STORED DATA.
>>

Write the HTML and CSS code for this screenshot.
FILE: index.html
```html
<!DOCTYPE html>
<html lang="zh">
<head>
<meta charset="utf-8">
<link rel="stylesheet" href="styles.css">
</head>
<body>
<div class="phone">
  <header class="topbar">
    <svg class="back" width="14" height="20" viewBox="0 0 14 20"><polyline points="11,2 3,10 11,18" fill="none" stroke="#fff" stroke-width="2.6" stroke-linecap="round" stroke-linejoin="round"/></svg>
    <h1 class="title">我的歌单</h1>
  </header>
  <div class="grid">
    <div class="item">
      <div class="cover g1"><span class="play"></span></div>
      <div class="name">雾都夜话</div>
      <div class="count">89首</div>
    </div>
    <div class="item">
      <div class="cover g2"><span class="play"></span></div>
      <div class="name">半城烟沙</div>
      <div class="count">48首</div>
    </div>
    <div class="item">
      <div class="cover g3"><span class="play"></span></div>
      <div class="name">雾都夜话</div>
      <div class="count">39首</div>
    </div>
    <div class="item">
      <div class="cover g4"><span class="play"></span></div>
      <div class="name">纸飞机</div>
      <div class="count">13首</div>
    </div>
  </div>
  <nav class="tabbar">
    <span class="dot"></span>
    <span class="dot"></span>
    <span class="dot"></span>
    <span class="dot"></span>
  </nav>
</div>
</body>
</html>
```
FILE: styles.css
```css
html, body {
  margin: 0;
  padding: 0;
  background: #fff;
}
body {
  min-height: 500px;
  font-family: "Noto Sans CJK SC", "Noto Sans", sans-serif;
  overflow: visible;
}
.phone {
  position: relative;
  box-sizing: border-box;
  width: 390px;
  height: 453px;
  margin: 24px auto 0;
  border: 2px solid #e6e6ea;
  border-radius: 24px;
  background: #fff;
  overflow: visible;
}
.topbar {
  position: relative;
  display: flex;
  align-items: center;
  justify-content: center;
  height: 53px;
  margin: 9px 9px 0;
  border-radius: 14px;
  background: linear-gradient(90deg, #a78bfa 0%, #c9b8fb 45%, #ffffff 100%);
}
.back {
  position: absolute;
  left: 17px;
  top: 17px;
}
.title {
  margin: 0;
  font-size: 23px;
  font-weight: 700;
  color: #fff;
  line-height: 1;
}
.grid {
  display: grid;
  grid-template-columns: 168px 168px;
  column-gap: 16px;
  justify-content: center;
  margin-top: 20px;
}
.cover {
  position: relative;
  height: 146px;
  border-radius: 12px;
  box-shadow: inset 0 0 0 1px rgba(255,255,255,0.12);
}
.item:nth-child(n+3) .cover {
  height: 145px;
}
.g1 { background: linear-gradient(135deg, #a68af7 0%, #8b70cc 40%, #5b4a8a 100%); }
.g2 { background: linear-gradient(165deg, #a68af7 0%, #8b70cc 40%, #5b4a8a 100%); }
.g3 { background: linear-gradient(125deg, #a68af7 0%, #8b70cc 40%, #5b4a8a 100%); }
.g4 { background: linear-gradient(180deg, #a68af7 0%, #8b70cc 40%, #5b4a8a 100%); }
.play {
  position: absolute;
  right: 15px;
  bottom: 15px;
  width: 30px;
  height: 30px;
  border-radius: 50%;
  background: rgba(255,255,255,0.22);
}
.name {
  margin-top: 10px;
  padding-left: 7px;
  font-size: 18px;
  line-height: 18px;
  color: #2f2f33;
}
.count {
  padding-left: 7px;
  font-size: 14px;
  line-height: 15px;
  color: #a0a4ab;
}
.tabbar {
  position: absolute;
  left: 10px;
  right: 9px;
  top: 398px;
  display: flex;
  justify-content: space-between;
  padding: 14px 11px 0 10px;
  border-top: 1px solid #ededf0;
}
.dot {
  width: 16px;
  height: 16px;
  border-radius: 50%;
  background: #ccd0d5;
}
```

<<

EXERCISE GOAL. Quote the whole listing above, leaving nothing out.

RESPONSE.
Write the HTML and CSS code for this screenshot.
FILE: index.html
```html
<!DOCTYPE html>
<html lang="zh">
<head>
<meta charset="utf-8">
<link rel="stylesheet" href="styles.css">
</head>
<body>
<div class="phone">
  <header class="topbar">
    <svg class="back" width="14" height="20" viewBox="0 0 14 20"><polyline points="11,2 3,10 11,18" fill="none" stroke="#fff" stroke-width="2.6" stroke-linecap="round" stroke-linejoin="round"/></svg>
    <h1 class="title">我的歌单</h1>
  </header>
  <div class="grid">
    <div class="item">
      <div class="cover g1"><span class="play"></span></div>
      <div class="name">雾都夜话</div>
      <div class="count">89首</div>
    </div>
    <div class="item">
      <div class="cover g2"><span class="play"></span></div>
      <div class="name">半城烟沙</div>
      <div class="count">48首</div>
    </div>
    <div class="item">
      <div class="cover g3"><span class="play"></span></div>
      <div class="name">雾都夜话</div>
      <div class="count">39首</div>
    </div>
    <div class="item">
      <div class="cover g4"><span class="play"></span></div>
      <div class="name">纸飞机</div>
      <div class="count">13首</div>
    </div>
  </div>
  <nav class="tabbar">
    <span class="dot"></span>
    <span class="dot"></span>
    <span class="dot"></span>
    <span class="dot"></span>
  </nav>
</div>
</body>
</html>
```
FILE: styles.css
```css
html, body {
  margin: 0;
  padding: 0;
  background: #fff;
}
body {
  min-height: 500px;
  font-family: "Noto Sans CJK SC", "Noto Sans", sans-serif;
  overflow: visible;
}
.phone {
  position: relative;
  box-sizing: border-box;
  width: 390px;
  height: 453px;
  margin: 24px auto 0;
  border: 2px solid #e6e6ea;
  border-radius: 24px;
  background: #fff;
  overflow: visible;
}
.topbar {
  position: relative;
  display: flex;
  align-items: center;
  justify-content: center;
  height: 53px;
  margin: 9px 9px 0;
  border-radius: 14px;
  background: linear-gradient(90deg, #a78bfa 0%, #c9b8fb 45%, #ffffff 100%);
}
.back {
  position: absolute;
  left: 17px;
  top: 17px;
}
.title {
  margin: 0;
  font-size: 23px;
  font-weight: 700;
  color: #fff;
  line-height: 1;
}
.grid {
  display: grid;
  grid-template-columns: 168px 168px;
  column-gap: 16px;
  justify-content: center;
  margin-top: 20px;
}
.cover {
  position: relative;
  height: 146px;
  border-radius: 12px;
  box-shadow: inset 0 0 0 1px rgba(255,255,255,0.12);
}
.item:nth-child(n+3) .cover {
  height: 145px;
}
.g1 { background: linear-gradient(135deg, #a68af7 0%, #8b70cc 40%, #5b4a8a 100%); }
.g2 { background: linear-gradient(165deg, #a68af7 0%, #8b70cc 40%, #5b4a8a 100%); }
.g3 { background: linear-gradient(125deg, #a68af7 0%, #8b70cc 40%, #5b4a8a 100%); }
.g4 { background: linear-gradient(180deg, #a68af7 0%, #8b70cc 40%, #5b4a8a 100%); }
.play {
  position: absolute;
  right: 15px;
  bottom: 15px;
  width: 30px;
  height: 30px;
  border-radius: 50%;
  background: rgba(255,255,255,0.22);
}
.name {
  margin-top: 10px;
  padding-left: 7px;
  font-size: 18px;
  line-height: 18px;
  color: #2f2f33;
}
.count {
  padding-left: 7px;
  font-size: 14px;
  line-height: 15px;
  color: #a0a4ab;
}
.tabbar {
  position: absolute;
  left: 10px;
  right: 9px;
  top: 398px;
  display: flex;
  justify-content: space-between;
  padding: 14px 11px 0 10px;
  border-top: 1px solid #ededf0;
}
.dot {
  width: 16px;
  height: 16px;
  border-radius: 50%;
  background: #ccd0d5;
}
```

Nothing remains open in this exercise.